You can imagine that I was worried when I started my mission a year after having joined the church. I mean, 24 hours a day with other guys for two years straight? And I have to sleep in the same room and see them undress and act like it’s not awkward for me? But Heavenly Father really blessed me and my temptations during the mission were limited- it was like my sexuality was turned off so that I could focus on missionary work. I finished the mission sure that when I started school again, especially now that I had transferred to BYU, I would have no trouble dating girls and getting married within a year. Exactly one year ago today, I was released as a missionary- and here I am.
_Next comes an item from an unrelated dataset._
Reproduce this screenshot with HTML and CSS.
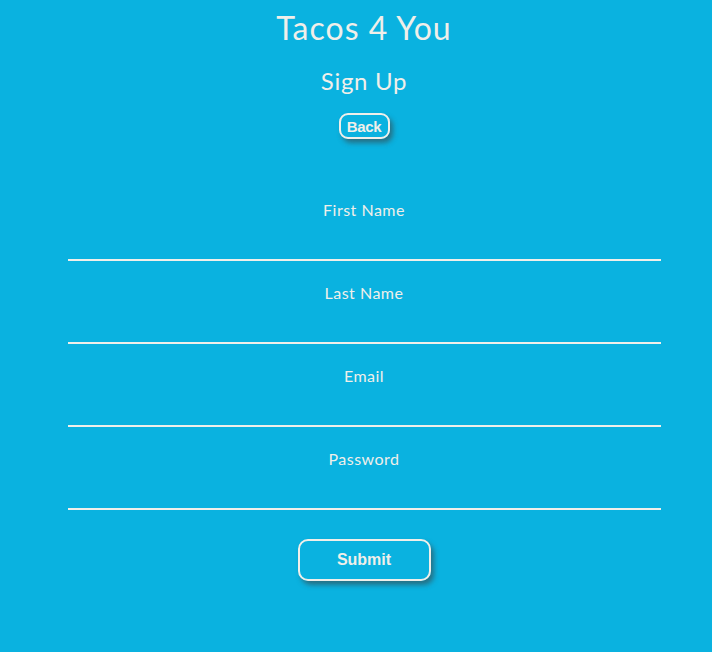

It didn’t take me long after I had come home to realize that my attractions toward guys had not gone away, as much as I wanted to deny this. But I was determined to make things work, so I started going on dates with girls when I got here in January, and in June I started dating a girl seriously. We just broke up last weekend, which is another story and one that I’m not sure I want to post. In short, it was a pretty painful event- I told her about my SSA and everything. Having a relationship with a girl, rather than suppressing my homosexual feelings, has only made them more obvious until they have become something which I cannot not keep to myself any longer. I am tired of hiding and lying and faking, so for the past few weeks I’ve been telling (and in some cases retelling) some of my closest friends about my dilemma. Apart from meeting moho family and family friends, I talked to Luisa, who had known about my SSA in high school and has been so patient and loving- she is my voice of reason when I am feeling confused. I also told another dear friend, Falula, with whom I have been the best of friends since I started college. She is a fellow convert and a true light and joy in my life. I don’t know where I would be without her! Then of course I talked to my late-girlfriend- I guess I’ll call her Wendy- and I’m still not sure how that’s going to turn out. Needless to say, after four months of dating, it was a huge blow for her. I also came out to a couple of my mission buddies- Ricky, who was one of my favorite companions, and Tito, who was never technically my companion, but we were just as close as companions. Today- oh, in about an hour or so, I’m going to lunch with another favorite mission companion, Ken, and I think he’ll be the last person I come out to for now. And I guess that makes six- six people outside the moho world to keep tabs on me- to help me be sure that whatever ends up happening, I’ll have plenty of support. So to Luisa, Falula, Wendy, Ricky, Tito, and Ken- thank you for being understanding about something that a lot of people can’t handle, and thank you for being so caring. I love you all!

1 comments:

Remus said...

I so empathize with your story. I'm not a convert, but in a way, I was anti-Mormon until I came to a spiritual awakening of sorts my senior year of high school and freshman year of college. When I came home from the mission, I thought that everything was going to be just dandy. i would get married and have kids and follow the gospel as best I could. But, alas. It is not so. I try to live the gospel, but the feelings of SSA never go away. And my life after the mission has been dealing with that and where the church fits into my life.